## GIVEN MATERIAL
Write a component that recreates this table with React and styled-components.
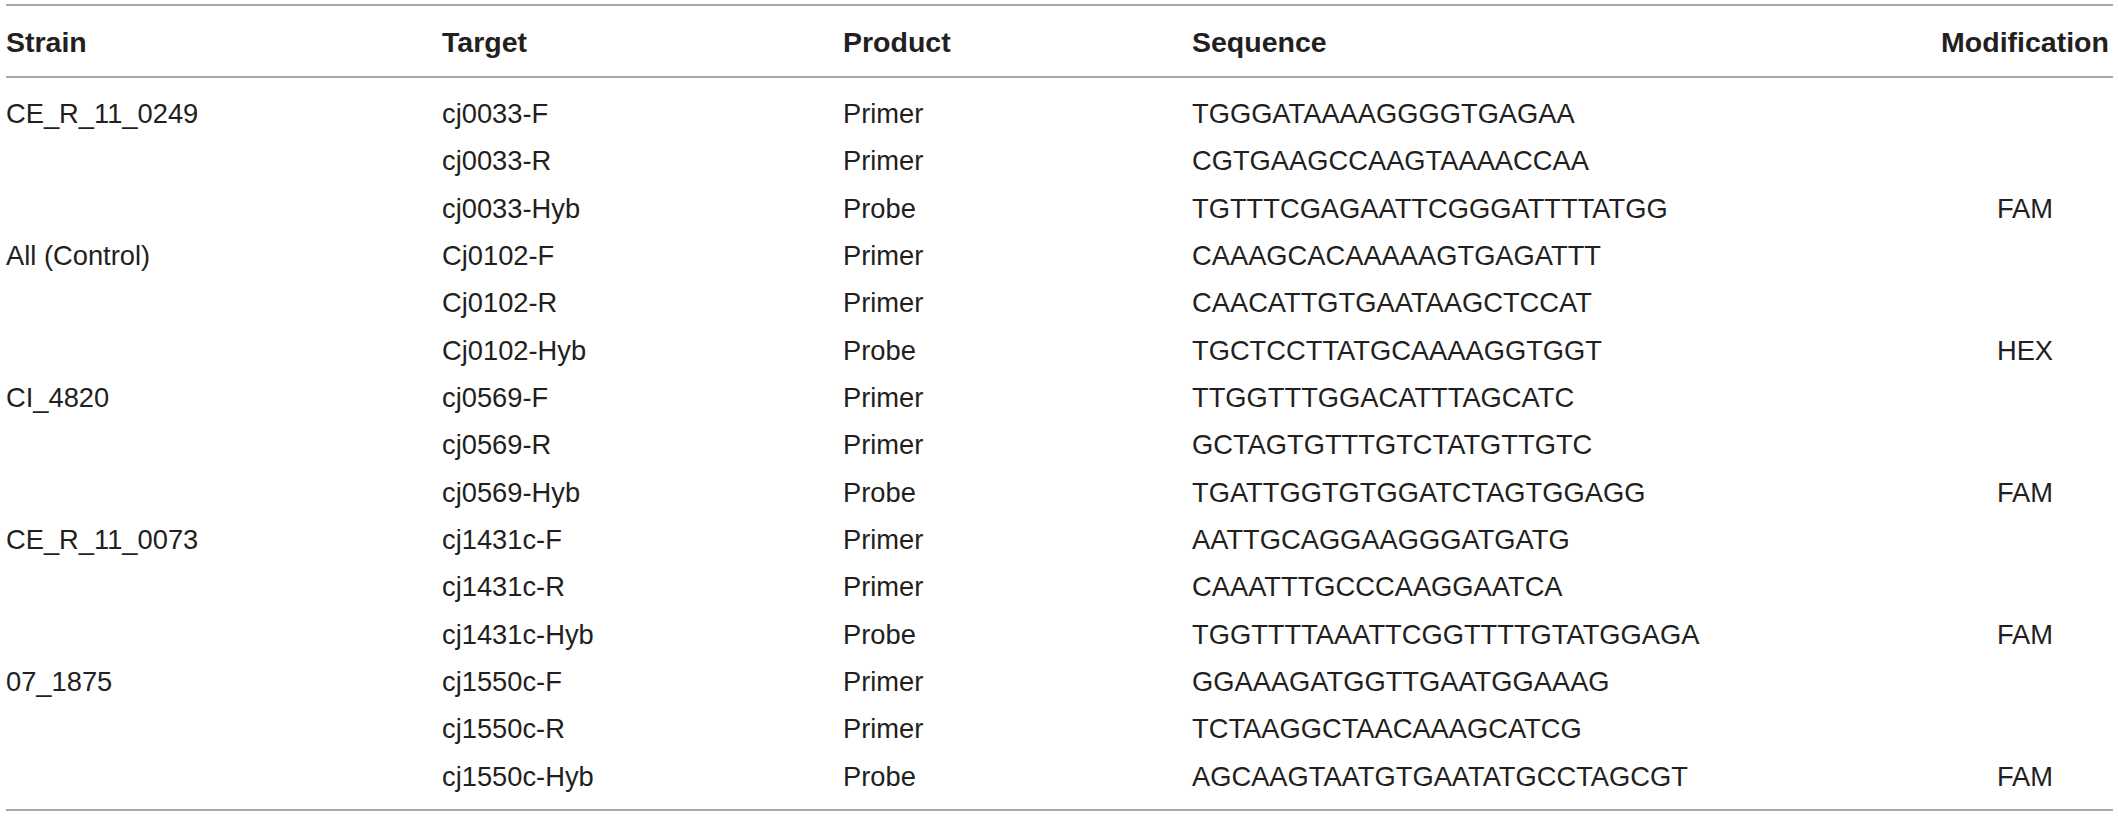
import React from "react";
import styled, { createGlobalStyle } from "styled-components";

const GlobalStyle = createGlobalStyle`
  html, body {
    margin: 0;
    padding: 0;
    background: #ffffff;
  }
  body {
    font-family: "Liberation Sans", Arial, Helvetica, sans-serif;
    color: #231f20;
  }
`;

const Page = styled.div`
  padding: 4px 5px 0 6px;
  width: 2107px;
`;

const Table = styled.div`
  display: flex;
  flex-direction: column;
  border-top: 2px solid #a7a7a7;
  border-bottom: 2px solid #a7a7a7;
`;

const columns = "436px 401px 349px 1fr 176px";

const Head = styled.div`
  display: grid;
  grid-template-columns: ${columns};
  padding: 12.5px 0 10.5px;
  border-bottom: 2px solid #a7a7a7;
`;

const HeadCell = styled.div`
  font-size: 28.5px;
  font-weight: 700;
  line-height: 47px;
  white-space: nowrap;
  text-align: ${(p) => (p.$center ? "center" : "left")};
  color: #231f20;
`;

const Body = styled.div`
  display: flex;
  flex-direction: column;
  padding: 12px 0 9px;
`;

const Row = styled.div`
  display: grid;
  grid-template-columns: ${columns};
  height: 47.33px;
`;

const Cell = styled.div`
  font-size: 27.3px;
  line-height: 47.33px;
  white-space: nowrap;
  text-align: ${(p) => (p.$center ? "center" : "left")};
  color: #231f20;
`;

const rows = [
  ["CE_R_11_0249", "cj0033-F", "Primer", "TGGGATAAAAGGGGTGAGAA", ""],
  ["", "cj0033-R", "Primer", "CGTGAAGCCAAGTAAAACCAA", ""],
  ["", "cj0033-Hyb", "Probe", "TGTTTCGAGAATTCGGGATTTTATGG", "FAM"],
  ["All (Control)", "Cj0102-F", "Primer", "CAAAGCACAAAAAGTGAGATTT", ""],
  ["", "Cj0102-R", "Primer", "CAACATTGTGAATAAGCTCCAT", ""],
  ["", "Cj0102-Hyb", "Probe", "TGCTCCTTATGCAAAAGGTGGT", "HEX"],
  ["CI_4820", "cj0569-F", "Primer", "TTGGTTTGGACATTTAGCATC", ""],
  ["", "cj0569-R", "Primer", "GCTAGTGTTTGTCTATGTTGTC", ""],
  ["", "cj0569-Hyb", "Probe", "TGATTGGTGTGGATCTAGTGGAGG", "FAM"],
  ["CE_R_11_0073", "cj1431c-F", "Primer", "AATTGCAGGAAGGGATGATG", ""],
  ["", "cj1431c-R", "Primer", "CAAATTTGCCCAAGGAATCA", ""],
  ["", "cj1431c-Hyb", "Probe", "TGGTTTTAAATTCGGTTTTGTATGGAGA", "FAM"],
  ["07_1875", "cj1550c-F", "Primer", "GGAAAGATGGTTGAATGGAAAG", ""],
  ["", "cj1550c-R", "Primer", "TCTAAGGCTAACAAAGCATCG", ""],
  ["", "cj1550c-Hyb", "Probe", "AGCAAGTAATGTGAATATGCCTAGCGT", "FAM"],
];

export default function App() {
  return (
    <>
      <GlobalStyle />
      <Page>
        <Table>
          <Head>
            <HeadCell>Strain</HeadCell>
            <HeadCell>Target</HeadCell>
            <HeadCell>Product</HeadCell>
            <HeadCell>Sequence</HeadCell>
            <HeadCell $center>Modification</HeadCell>
          </Head>
          <Body>
            {rows.map((r, i) => (
              <Row key={i}>
                <Cell>{r[0]}</Cell>
                <Cell>{r[1]}</Cell>
                <Cell>{r[2]}</Cell>
                <Cell>{r[3]}</Cell>
                <Cell $center>{r[4]}</Cell>
              </Row>
            ))}
          </Body>
        </Table>
      </Page>
    </>
  );
}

## WHAT YOU WILL DO
Which lines hold the word "components"? Copy all of them.

## EXERCISE RESULT
Write a component that recreates this table with React and styled-components.
import styled, { createGlobalStyle } from "styled-components";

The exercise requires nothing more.